What is being asked: Each line of the material below should be reproduced exactly.

Collected data:

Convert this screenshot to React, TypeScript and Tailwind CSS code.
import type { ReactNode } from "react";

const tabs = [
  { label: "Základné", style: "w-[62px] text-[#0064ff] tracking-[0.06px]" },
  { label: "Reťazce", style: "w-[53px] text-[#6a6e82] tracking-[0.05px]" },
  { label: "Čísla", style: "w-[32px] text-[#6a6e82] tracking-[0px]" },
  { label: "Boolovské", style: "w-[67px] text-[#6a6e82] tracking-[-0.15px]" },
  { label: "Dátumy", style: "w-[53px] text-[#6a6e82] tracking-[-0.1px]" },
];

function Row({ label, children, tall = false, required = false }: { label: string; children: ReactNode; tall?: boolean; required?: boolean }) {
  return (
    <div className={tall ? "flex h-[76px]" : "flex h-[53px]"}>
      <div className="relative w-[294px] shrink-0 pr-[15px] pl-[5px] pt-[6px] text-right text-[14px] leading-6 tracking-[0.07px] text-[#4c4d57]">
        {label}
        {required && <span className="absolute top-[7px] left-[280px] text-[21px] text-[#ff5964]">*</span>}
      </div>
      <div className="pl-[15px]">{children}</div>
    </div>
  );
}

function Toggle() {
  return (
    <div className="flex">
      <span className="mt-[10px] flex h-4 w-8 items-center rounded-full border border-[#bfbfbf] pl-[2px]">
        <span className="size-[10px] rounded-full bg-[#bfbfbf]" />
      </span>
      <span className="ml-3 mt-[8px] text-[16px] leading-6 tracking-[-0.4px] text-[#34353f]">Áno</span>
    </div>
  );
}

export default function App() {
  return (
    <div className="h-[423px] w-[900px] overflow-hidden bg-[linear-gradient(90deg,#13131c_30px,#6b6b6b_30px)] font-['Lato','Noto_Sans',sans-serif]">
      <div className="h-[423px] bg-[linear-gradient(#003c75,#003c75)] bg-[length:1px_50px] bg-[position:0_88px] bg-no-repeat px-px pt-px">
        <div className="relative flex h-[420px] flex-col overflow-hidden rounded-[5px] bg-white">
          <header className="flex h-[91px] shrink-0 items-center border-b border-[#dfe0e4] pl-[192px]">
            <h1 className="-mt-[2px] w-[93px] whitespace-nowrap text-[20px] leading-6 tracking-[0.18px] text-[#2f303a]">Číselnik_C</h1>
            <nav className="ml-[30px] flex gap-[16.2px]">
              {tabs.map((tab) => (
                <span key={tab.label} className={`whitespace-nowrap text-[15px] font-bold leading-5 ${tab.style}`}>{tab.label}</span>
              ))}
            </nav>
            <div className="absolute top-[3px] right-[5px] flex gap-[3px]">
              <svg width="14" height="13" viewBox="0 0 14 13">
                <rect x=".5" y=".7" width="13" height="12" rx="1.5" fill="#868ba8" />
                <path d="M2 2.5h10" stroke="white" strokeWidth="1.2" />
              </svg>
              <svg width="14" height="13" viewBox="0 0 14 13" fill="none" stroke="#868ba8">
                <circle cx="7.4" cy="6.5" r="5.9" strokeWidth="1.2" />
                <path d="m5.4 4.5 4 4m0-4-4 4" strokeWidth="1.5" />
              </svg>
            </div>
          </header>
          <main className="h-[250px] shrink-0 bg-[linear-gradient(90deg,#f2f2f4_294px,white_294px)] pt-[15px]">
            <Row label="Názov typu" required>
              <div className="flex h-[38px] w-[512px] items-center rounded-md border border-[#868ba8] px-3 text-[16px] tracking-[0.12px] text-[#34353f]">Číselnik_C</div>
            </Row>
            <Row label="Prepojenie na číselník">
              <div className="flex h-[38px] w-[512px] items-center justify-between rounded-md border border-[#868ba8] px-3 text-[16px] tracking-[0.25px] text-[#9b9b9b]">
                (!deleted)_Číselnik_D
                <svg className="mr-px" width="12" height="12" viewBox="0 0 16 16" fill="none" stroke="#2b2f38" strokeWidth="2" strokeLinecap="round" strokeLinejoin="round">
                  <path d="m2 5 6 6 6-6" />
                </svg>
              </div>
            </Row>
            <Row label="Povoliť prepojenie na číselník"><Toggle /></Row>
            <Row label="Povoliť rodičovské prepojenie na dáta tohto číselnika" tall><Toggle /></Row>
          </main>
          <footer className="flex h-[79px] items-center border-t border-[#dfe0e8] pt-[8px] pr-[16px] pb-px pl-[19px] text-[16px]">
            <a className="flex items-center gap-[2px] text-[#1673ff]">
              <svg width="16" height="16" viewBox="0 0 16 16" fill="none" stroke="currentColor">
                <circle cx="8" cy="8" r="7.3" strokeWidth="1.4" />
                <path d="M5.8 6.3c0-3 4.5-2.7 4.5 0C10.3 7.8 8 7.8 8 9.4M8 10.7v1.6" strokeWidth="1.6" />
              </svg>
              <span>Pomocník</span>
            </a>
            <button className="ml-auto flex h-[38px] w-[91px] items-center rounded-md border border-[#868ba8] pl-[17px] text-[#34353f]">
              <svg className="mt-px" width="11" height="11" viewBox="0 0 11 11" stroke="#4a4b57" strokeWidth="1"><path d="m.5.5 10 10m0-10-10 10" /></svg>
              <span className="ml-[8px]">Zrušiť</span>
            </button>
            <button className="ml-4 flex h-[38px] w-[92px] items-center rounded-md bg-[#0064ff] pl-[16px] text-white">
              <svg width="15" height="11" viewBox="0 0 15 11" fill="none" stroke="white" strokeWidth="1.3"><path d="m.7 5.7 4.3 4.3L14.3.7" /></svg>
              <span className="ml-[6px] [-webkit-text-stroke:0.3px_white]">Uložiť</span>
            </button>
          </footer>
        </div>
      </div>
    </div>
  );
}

Completed exercise:
Convert this screenshot to React, TypeScript and Tailwind CSS code.
import type { ReactNode } from "react";

const tabs = [
  { label: "Základné", style: "w-[62px] text-[#0064ff] tracking-[0.06px]" },
  { label: "Reťazce", style: "w-[53px] text-[#6a6e82] tracking-[0.05px]" },
  { label: "Čísla", style: "w-[32px] text-[#6a6e82] tracking-[0px]" },
  { label: "Boolovské", style: "w-[67px] text-[#6a6e82] tracking-[-0.15px]" },
  { label: "Dátumy", style: "w-[53px] text-[#6a6e82] tracking-[-0.1px]" },
];

function Row({ label, children, tall = false, required = false }: { label: string; children: ReactNode; tall?: boolean; required?: boolean }) {
  return (
    <div className={tall ? "flex h-[76px]" : "flex h-[53px]"}>
      <div className="relative w-[294px] shrink-0 pr-[15px] pl-[5px] pt-[6px] text-right text-[14px] leading-6 tracking-[0.07px] text-[#4c4d57]">
        {label}
        {required && <span className="absolute top-[7px] left-[280px] text-[21px] text-[#ff5964]">*</span>}
      </div>
      <div className="pl-[15px]">{children}</div>
    </div>
  );
}

function Toggle() {
  return (
    <div className="flex">
      <span className="mt-[10px] flex h-4 w-8 items-center rounded-full border border-[#bfbfbf] pl-[2px]">
        <span className="size-[10px] rounded-full bg-[#bfbfbf]" />
      </span>
      <span className="ml-3 mt-[8px] text-[16px] leading-6 tracking-[-0.4px] text-[#34353f]">Áno</span>
    </div>
  );
}

export default function App() {
  return (
    <div className="h-[423px] w-[900px] overflow-hidden bg-[linear-gradient(90deg,#13131c_30px,#6b6b6b_30px)] font-['Lato','Noto_Sans',sans-serif]">
      <div className="h-[423px] bg-[linear-gradient(#003c75,#003c75)] bg-[length:1px_50px] bg-[position:0_88px] bg-no-repeat px-px pt-px">
        <div className="relative flex h-[420px] flex-col overflow-hidden rounded-[5px] bg-white">
          <header className="flex h-[91px] shrink-0 items-center border-b border-[#dfe0e4] pl-[192px]">
            <h1 className="-mt-[2px] w-[93px] whitespace-nowrap text-[20px] leading-6 tracking-[0.18px] text-[#2f303a]">Číselnik_C</h1>
            <nav className="ml-[30px] flex gap-[16.2px]">
              {tabs.map((tab) => (
                <span key={tab.label} className={`whitespace-nowrap text-[15px] font-bold leading-5 ${tab.style}`}>{tab.label}</span>
              ))}
            </nav>
            <div className="absolute top-[3px] right-[5px] flex gap-[3px]">
              <svg width="14" height="13" viewBox="0 0 14 13">
                <rect x=".5" y=".7" width="13" height="12" rx="1.5" fill="#868ba8" />
                <path d="M2 2.5h10" stroke="white" strokeWidth="1.2" />
              </svg>
              <svg width="14" height="13" viewBox="0 0 14 13" fill="none" stroke="#868ba8">
                <circle cx="7.4" cy="6.5" r="5.9" strokeWidth="1.2" />
                <path d="m5.4 4.5 4 4m0-4-4 4" strokeWidth="1.5" />
              </svg>
            </div>
          </header>
          <main className="h-[250px] shrink-0 bg-[linear-gradient(90deg,#f2f2f4_294px,white_294px)] pt-[15px]">
            <Row label="Názov typu" required>
              <div className="flex h-[38px] w-[512px] items-center rounded-md border border-[#868ba8] px-3 text-[16px] tracking-[0.12px] text-[#34353f]">Číselnik_C</div>
            </Row>
            <Row label="Prepojenie na číselník">
              <div className="flex h-[38px] w-[512px] items-center justify-between rounded-md border border-[#868ba8] px-3 text-[16px] tracking-[0.25px] text-[#9b9b9b]">
                (!deleted)_Číselnik_D
                <svg className="mr-px" width="12" height="12" viewBox="0 0 16 16" fill="none" stroke="#2b2f38" strokeWidth="2" strokeLinecap="round" strokeLinejoin="round">
                  <path d="m2 5 6 6 6-6" />
                </svg>
              </div>
            </Row>
            <Row label="Povoliť prepojenie na číselník"><Toggle /></Row>
            <Row label="Povoliť rodičovské prepojenie na dáta tohto číselnika" tall><Toggle /></Row>
          </main>
          <footer className="flex h-[79px] items-center border-t border-[#dfe0e8] pt-[8px] pr-[16px] pb-px pl-[19px] text-[16px]">
            <a className="flex items-center gap-[2px] text-[#1673ff]">
              <svg width="16" height="16" viewBox="0 0 16 16" fill="none" stroke="currentColor">
                <circle cx="8" cy="8" r="7.3" strokeWidth="1.4" />
                <path d="M5.8 6.3c0-3 4.5-2.7 4.5 0C10.3 7.8 8 7.8 8 9.4M8 10.7v1.6" strokeWidth="1.6" />
              </svg>
              <span>Pomocník</span>
            </a>
            <button className="ml-auto flex h-[38px] w-[91px] items-center rounded-md border border-[#868ba8] pl-[17px] text-[#34353f]">
              <svg className="mt-px" width="11" height="11" viewBox="0 0 11 11" stroke="#4a4b57" strokeWidth="1"><path d="m.5.5 10 10m0-10-10 10" /></svg>
              <span className="ml-[8px]">Zrušiť</span>
            </button>
            <button className="ml-4 flex h-[38px] w-[92px] items-center rounded-md bg-[#0064ff] pl-[16px] text-white">
              <svg width="15" height="11" viewBox="0 0 15 11" fill="none" stroke="white" strokeWidth="1.3"><path d="m.7 5.7 4.3 4.3L14.3.7" /></svg>
              <span className="ml-[6px] [-webkit-text-stroke:0.3px_white]">Uložiť</span>
            </button>
          </footer>
        </div>
      </div>
    </div>
  );
}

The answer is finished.